Я осталась сидеть и попробовала мысленно за ним следовать: что он хочет найти? что он может найти? Ведь письменный стол почти пуст. А раньше все выглядело как, так же? Я это знаю? Конечно знаю — но вот помню ли? Помню ли хоть что-нибудь? Я не удивилась, что там нет компьютера, просто меня, как всегда, восхитил порядок, царивший у Халланда. Как бы я выразилась про стол: пуст или опустошен?
Когда Фундер уехал, я доковыляла до крыльца и глубоко вдохнула чистый после дождя воздух, — и тут он появился снова, мужчина с купального мостика, это начинало действовать мне на нервы. Подойдя к двери соседнего дома, он криво мне улыбнулся. Я была вынуждена что-то ему сказать.
— Ты живешь у Брандта?
Это прозвучало довольно глупо: у него были ключи — ясное дело, он тут живет. Он продолжал улыбаться, но ничего не ответил.
12
Мечтательность размягчает и делает тебя неспособным к повседневной работе.
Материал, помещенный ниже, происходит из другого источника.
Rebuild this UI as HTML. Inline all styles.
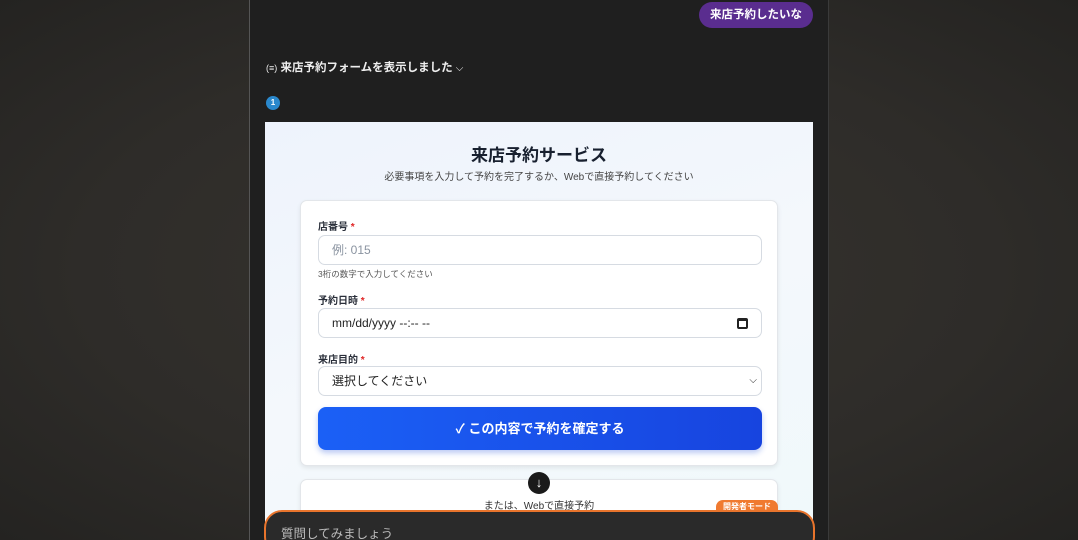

Я стояла на Прогулочной аллее, озирая фьорд. Липы распустились, под ними скользили неясные блики. На подвижной воде, подернутой рябью, играл вечерний свет. В рукав мне ткнулся длинный язык.
— Нет! — вскрикнула я испуганно и застыла, прежде чем сообразила, что это.
— Она просто игривая, — произнес мужской голос.
Это был Брандт, врач, мой сосед.
— Какого черта! — сказала я. — Ты завел собаку? — Это я спросила уже после того, как он подтянул ее к себе.
— Я за ней присматриваю, она сестрина, — ответил он, оставаясь в тени деревьев.
— А еще у тебя гости.
Я отвернулась и снова посмотрела на фьорд. Стоять с обслюнявленной рукой было невероятно противно, но не вытирать же ее у него на глазах.
— Бесс, — произнес он у меня за спиной. — Это ужасно — то, что произошло с Халландом!
— Да.
— Я его видел.
— Ты был там? На площади?
— Я и тебя видел, только не успел к тебе подойти.
У меня начали зябнуть ноги.
— Я никого не видела.
— Что-нибудь прояснилось?
— Нет.
— У меня остановился один старый друг… ему нужно отыскать в музейном архиве кое-какие фотографии, так что он пока поживет здесь. Ты его уже встретила?
— Мы поздоровались. Для человека, который работает, он что-то слишком уж много рыщет по городу.
— Я думал пригласить вас обоих к себе, но сейчас, мне кажется, не… как ты себя чувствуешь?
Фьорд был теперь зеленым.
— Когда будут хоронить Халланда?
— Хоронить? — Для меня это было какое-то темное слово.
— Разве его не будут хоронить?
Понятия не имею, хотелось ответить мне. Идиотская реплика, правдивый ответ. Очевидно, будут, и что я тогда… хоронить — а как это?
— Тебя навестил Фундер? — спросил он.
— Это называется «навестил»? Ты знаком с Фундером?
— Мы с ним встречались.
— Что это за друг у тебя живет, не шпион ли?
— Извини. Он всего лишь упомянул, что видел Фундера. По-моему, все это просто жуть, и по-твоему, наверное, тоже.
Он скосил на меня свои голубые-преголубые глаза.
— Тебе бы соломенную шляпу, — сказала я. — Для полного шика. — Он покачал головой. — Помнишь, как мы поссорились?
— Да мы никогда не ссорились! — запротестовал он.
— Ты орал на меня — дескать, я должна писать книги
— Так мы ж были пьяные!
— Я — нет.
— Да это я про себя.
— У нас были разногласия по поводу того, за что стоит бороться! Я борюсь за свое, а вы все вечно хотите, чтобы я боролась за что-то другое, — это так утомительно!
— Вы все! — повторил он.
— Да. Ты и Халланд. И кое-кто еще.
— Мы блуждаем в потемках и спим![15]
— проговорил он.Он стоял совсем рядом. Он был настоящий, от него слегка пахло кисло-сладким.
— Теперь-то я уже не сплю, — сказала я.
— А я думаю, что все-таки спишь.
Собака заскулила, он отпустил ее с поводка, и она побежала к воде. Вода была все еще зеленой.
13
Это в память о Хартвиге Матисене.
Родился в 1898-м.
Умер 5 ноября 1912-го.
И надпись, что он «похоронен, но не забыт».
Ему сравнялось четырнадцать, этому мальцу, до того как он был «похоронен, но не забыт».
У него наверняка были большие планы на жизнь.